Queuing up today's Criterion release of The Killing on the old Blu-ray player should be sufficient to hush any Stanley Kubrick naysayers out there. "What naysayers?" you ask. Well, my wife for one, who has always associated Kubrick with a certain pace of interminability best exemplified in her mind by 2001: A Space Odyssey. (The Shining notwithstanding, of course, since she finds the horror film much too disquieting to dismiss so easily.) But there is a minority of movie-lovers who refuse to offer any kind of chance to be won over to this director they ascribe a certain lack of emotion to. For these contrarians, this film noir offers everything they would argue he wasn't capable of capturing on film.
Using the repetition of specific shots as the horses line up at the starting gate of the fictional Lansdowne Racetrack, a certain mesmeric rhythm begins to take hold. This effect is bolstered, not interrupted by Kubrick’s non-linear structure, a somewhat out-of-character template taken from the original Lionel White novel on which the film is based, Clean Break. And then there are the tight visual compositions which Kubrick depended on less and less over time. They serve a secondary purpose, deflecting attention away from the cheapness of the sets. This low-budget film was, after all, only Kubrick’s third full-length feature. Effects like the point-of-view shot employed after The Killing’s climactic massacre also betray the young Stanley’s desire to impress viewers with his photographic acumen (he had been a photographer for Look magazine), something that might make the elder Kubrick—a venerated master—chuckle some.
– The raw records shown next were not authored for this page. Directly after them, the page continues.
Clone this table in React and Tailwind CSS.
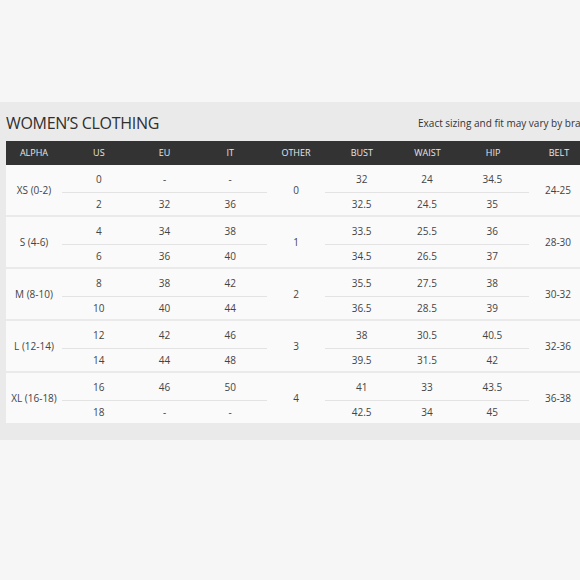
const sizes = [
  { alpha: 'XS (0-2)', other: '0', belt: '24-25', rows: [['0', '-', '-', '32', '24', '34.5'], ['2', '32', '36', '32.5', '24.5', '35']] },
  { alpha: 'S (4-6)', other: '1', belt: '28-30', rows: [['4', '34', '38', '33.5', '25.5', '36'], ['6', '36', '40', '34.5', '26.5', '37']] },
  { alpha: 'M (8-10)', other: '2', belt: '30-32', rows: [['8', '38', '42', '35.5', '27.5', '38'], ['10', '40', '44', '36.5', '28.5', '39']] },
  { alpha: 'L (12-14)', other: '3', belt: '32-36', rows: [['12', '42', '46', '38', '30.5', '40.5'], ['14', '44', '48', '39.5', '31.5', '42']] },
  { alpha: 'XL (16-18)', other: '4', belt: '36-38', rows: [['16', '46', '50', '41', '33', '43.5'], ['18', '-', '-', '42.5', '34', '45']] },
];

const headers = ['ALPHA', 'US', 'EU', 'IT', 'OTHER', 'BUST', 'WAIST', 'HIP', 'BELT'];

function SubBlock({ rows, from, width }) {
  return (
    <div className="flex flex-col shrink-0" style={{ width }}>
      <div className="h-[27px] grid grid-cols-3 items-center pt-[1px]">
        {rows[0].slice(from, from + 3).map((v, i) => (
          <span key={i} className="text-center">{v}</span>
        ))}
      </div>
      <div className="h-px bg-[#e3e3e3] mx-[-4px]" />
      <div className="h-[22px] grid grid-cols-3 items-center">
        {rows[1].slice(from, from + 3).map((v, i) => (
          <span key={i} className="text-center">{v}</span>
        ))}
      </div>
    </div>
  );
}

export default function App() {
  return (
    <div className="w-[580px] h-[580px] bg-[#f6f6f6] overflow-hidden" style={{ fontFamily: '"Open Sans", "Noto Sans", sans-serif' }}>
      <div className="mt-[102px] h-[338px] bg-[#ebeaea] pl-[6px] overflow-hidden">
        {/* Title row */}
        <div className="w-[600px] h-[39px] flex items-center">
          <h1 className="shrink-0 whitespace-nowrap text-[16px] text-[#2f2f2f] tracking-[-0.3px] pt-[3px]">WOMEN’S CLOTHING</h1>
          <p className="shrink-0 ml-[259px] text-[10px] text-[#333] whitespace-nowrap pt-[4px]">
            Exact sizing and fit may vary by brand.
          </p>
        </div>

        {/* Header */}
        <div className="w-[590px] h-[24px] bg-[#333333] flex items-center text-[9px] text-[#e6e6e6]">
          {headers.map((h, i) => (
            <span
              key={h}
              className={`text-center shrink-0 ${i === 0 ? 'w-[60px] pr-1' : i === 4 || i === 8 ? 'w-[66px]' : 'w-[65.67px]'}`}
            >
              {h}
            </span>
          ))}
        </div>

        {/* Body */}
        <div className="w-[590px] bg-[#fafafa] text-[10px] text-[#444]">
          {sizes.map((s) => (
            <div key={s.alpha} className="flex h-[52px] border-b-2 border-[#ebeaea]">
              <div className="w-[60px] shrink-0 flex items-center justify-center pr-1">{s.alpha}</div>
              <SubBlock rows={s.rows} from={0} width={197} />
              <div className="w-[66px] shrink-0 flex items-center justify-center">{s.other}</div>
              <SubBlock rows={s.rows} from={3} width={196} />
              <div className="w-[66px] shrink-0 flex items-center justify-center">{s.belt}</div>
            </div>
          ))}
        </div>
      </div>
    </div>
  );
}
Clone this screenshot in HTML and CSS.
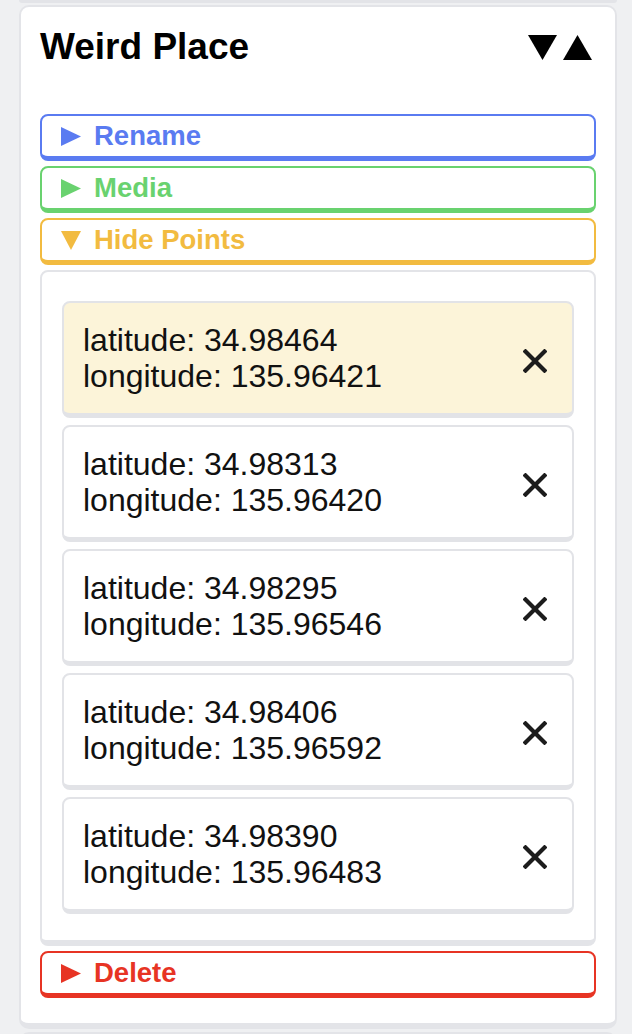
FILE: index.html
```html
<!DOCTYPE html>
<html>
<head>
<meta charset="utf-8">
<link rel="stylesheet" href="styles.css">
</head>
<body>
<div class="prev-card"></div>
<section class="card">
  <header class="card-header">
    <h1 class="title">Weird Place</h1>
    <div class="order">
      <svg width="29" height="25" viewBox="0 0 29 25"><polygon points="0,0 29,0 14.5,25" fill="#000"/></svg>
      <svg width="29" height="25" viewBox="0 0 29 25"><polygon points="14.5,0 29,25 0,25" fill="#000"/></svg>
    </div>
  </header>

  <button class="toggle blue">
    <svg class="tri" width="20" height="19" viewBox="0 0 20 19"><polygon points="0,0 20,9.5 0,19" fill="currentColor"/></svg>
    <span>Rename</span>
  </button>
  <button class="toggle green">
    <svg class="tri" width="20" height="19" viewBox="0 0 20 19"><polygon points="0,0 20,9.5 0,19" fill="currentColor"/></svg>
    <span>Media</span>
  </button>
  <button class="toggle yellow">
    <svg class="tri" width="20" height="19" viewBox="0 0 20 19"><polygon points="0,0 20,0 10,19" fill="currentColor"/></svg>
    <span>Hide Points</span>
  </button>

  <div class="points">
    <div class="point active">
      <div class="coords"><div>latitude: 34.98464</div><div>longitude: 135.96421</div></div>
      <svg class="x" width="24" height="24" viewBox="0 0 24 24"><path d="M2.5 2.5 L21.5 21.5 M21.5 2.5 L2.5 21.5" stroke="#1c1c1c" stroke-width="4.2" stroke-linecap="square"/></svg>
    </div>
    <div class="point">
      <div class="coords"><div>latitude: 34.98313</div><div>longitude: 135.96420</div></div>
      <svg class="x" width="24" height="24" viewBox="0 0 24 24"><path d="M2.5 2.5 L21.5 21.5 M21.5 2.5 L2.5 21.5" stroke="#1c1c1c" stroke-width="4.2" stroke-linecap="square"/></svg>
    </div>
    <div class="point">
      <div class="coords"><div>latitude: 34.98295</div><div>longitude: 135.96546</div></div>
      <svg class="x" width="24" height="24" viewBox="0 0 24 24"><path d="M2.5 2.5 L21.5 21.5 M21.5 2.5 L2.5 21.5" stroke="#1c1c1c" stroke-width="4.2" stroke-linecap="square"/></svg>
    </div>
    <div class="point">
      <div class="coords"><div>latitude: 34.98406</div><div>longitude: 135.96592</div></div>
      <svg class="x" width="24" height="24" viewBox="0 0 24 24"><path d="M2.5 2.5 L21.5 21.5 M21.5 2.5 L2.5 21.5" stroke="#1c1c1c" stroke-width="4.2" stroke-linecap="square"/></svg>
    </div>
    <div class="point">
      <div class="coords"><div>latitude: 34.98390</div><div>longitude: 135.96483</div></div>
      <svg class="x" width="24" height="24" viewBox="0 0 24 24"><path d="M2.5 2.5 L21.5 21.5 M21.5 2.5 L2.5 21.5" stroke="#1c1c1c" stroke-width="4.2" stroke-linecap="square"/></svg>
    </div>
  </div>

  <button class="toggle red">
    <svg class="tri" width="20" height="19" viewBox="0 0 20 19"><polygon points="0,0 20,9.5 0,19" fill="currentColor"/></svg>
    <span>Delete</span>
  </button>
</section>
<div class="next-card"></div>
</body>
</html>
```

FILE: styles.css
```css
* { box-sizing: border-box; }

html, body {
  margin: 0;
  padding: 0;
  background: #eff0f2;
  font-family: "Liberation Sans", Arial, Helvetica, sans-serif;
  overflow: hidden;
}

.prev-card {
  height: 3px;
  margin: 0 15px 2px 19px;
  background: #e3e4e8;
  border-radius: 0 0 8px 8px;
}

.card {
  margin: 0 15px 0 19px;
  background: #fff;
  border: 2px solid #e3e4e8;
  border-bottom-width: 6px;
  border-radius: 10px;
  padding: 18px 19px 25px 19px;
  display: flex;
  flex-direction: column;
  gap: 5px;
}

.card-header {
  display: flex;
  justify-content: space-between;
  align-items: center;
  margin-bottom: 40px;
}

.title {
  margin: 0;
  font-size: 37px;
  line-height: 44px;
  font-weight: 700;
  color: #000;
}

.order {
  display: flex;
  gap: 6px;
  padding-right: 4px;
  margin-top: 0;
}

.toggle {
  display: flex;
  align-items: center;
  gap: 13px;
  height: 47px;
  padding: 0 0 0 19px;
  background: #fff;
  border: 2px solid currentColor;
  border-bottom-width: 5px;
  border-radius: 8px;
  font-family: inherit;
  font-size: 27.5px;
  font-weight: 700;
  text-align: left;
  width: 100%;
}

.toggle span { line-height: 40px; }
.tri { flex: none; margin-top: 1px; }

.blue { color: #5a7bf1; }
.green { color: #69d26f; }
.yellow { color: #f2bb40; }
.red { color: #e73424; }

.points {
  border: 2px solid #e3e4e8;
  border-bottom-width: 6px;
  border-radius: 8px;
  padding: 29px 20px 26px 20px;
  display: flex;
  flex-direction: column;
  gap: 7px;
}

.point {
  display: flex;
  align-items: center;
  justify-content: space-between;
  background: #fff;
  border: 2px solid #e2e3e7;
  border-bottom-width: 5px;
  border-radius: 8px;
  padding: 19px 25px 19px 19px;
  height: 117px;
}

.point.active { background: #fcf4d9; }

.coords {
  font-size: 32px;
  line-height: 36px;
  color: #111;
}

.x { flex: none; margin-top: 6px; }

.next-card {
  margin: 3px 15px 0 19px;
  height: 40px;
  background: #fff;
  border: 2px solid #e3e4e8;
  border-bottom: none;
  border-radius: 10px 10px 0 0;
}
```
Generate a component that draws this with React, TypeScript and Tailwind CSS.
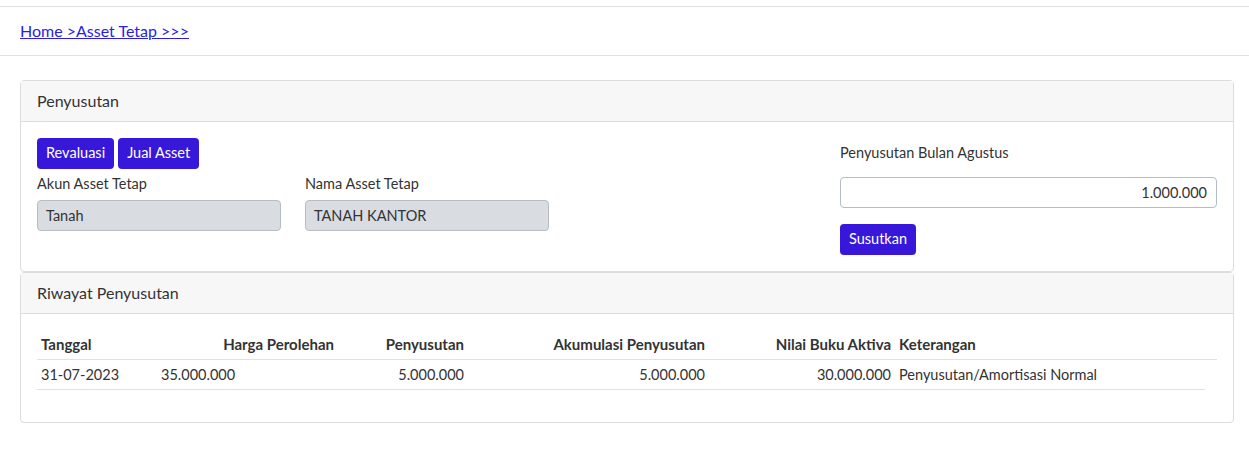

Finally, there’s the usual accusation lobbed at Stanley: emotional frigidity. It is noticeably absent in The Killing. From the gang’s mastermind, Johnny Clay (Sterling Hayden) to the cuckold crook, George (Elisha Cook, Jr.); from George’s treacherous wife Sherry (Marie Windsor) to her other man, Val (Vince Edwards) the overriding emotion driving nearly everyone in the The Killing is desperation. Clay may be as cool as a cucumber in laying out his perfectly planned robbery of a racetrack, but his clipped and fast-paced patter betrays a sense of urgency. In fact, in two instances he lapses into even faster conversation when something trips him up. The first is when Clay interrogates Sherry after the rest of his gang discovers her eavesdropping on their prep meeting. Clay speeds up as he banters with her:
Clay: Alright, sister. That’s a mighty pretty head you got on your shoulders. You wanna keep it there or start carrying it around in your hands?Notably, the second time is with a hired gun played by the deranged-looking Timothy Carey. Carey’s hitman, Nikki Arane, is hired by Clay to shoot Red Lightning, the horse widely expected to be the frontrunner of the seventh race, the $100,000 Added Lansdowne Stakes. When Arane—a sniper used to eliminating people—gets to nosy about assassinating a horse, Clay’s initial response is to speedily inform him that he’s also getting paid not to ask questions. Clay only slows down when he realizes Arane has noticed this nervous tic, allaying his own fears more than Arane’s when he jokes, “You’d be killing a horse. That’s not first degree murder. In fact, it’s not murder at all. In fact, I don’t know what it is.”
Sherry: Maybe we could compromise and put it on your shoulder.
As is made evident by one of the new Criterion release’s extras, a 1984 interview with Hayden, the actor’s natural speech pattern is slow and rambling and quite unlike that of Johnny Clay. This 20-minute interview is perhaps the best special feature I’ve seen on any Blu-ray or DVD this year. A wistful Hayden discusses everything from how he came to work in Hollywood to his regret over naming names during testimony in the House Un-American Activities Committee. The sadness and shame he projects in this interview makes him far more sympathetic than director Elia Kazan (who also named names), whose defiance led him to build a whole movie around the notion of defending snitches (On the Waterfront, a classic, problematic as it is) and made him a pariah in his later years. Hayden’s punishment is self-inflicted, and one gets the impression that moving away from Hollywood in his later years is as much a self-imposed exile as it is due to disdain for showbiz.
Hayden’s performance contributes immeasurably to The Killing. I won’t spoil the ending… too much. But as one can predict with films noir, things are not likely to end with a rosy picture for Johnny Clay. In fact, in the last moments of the film, it is Hayden’s deflated line delivery that always makes the movie for me. As the cops close in on him, Clay’s girlfriend warns him to run; the defeated Clay responds, “Ah, what’s the difference?”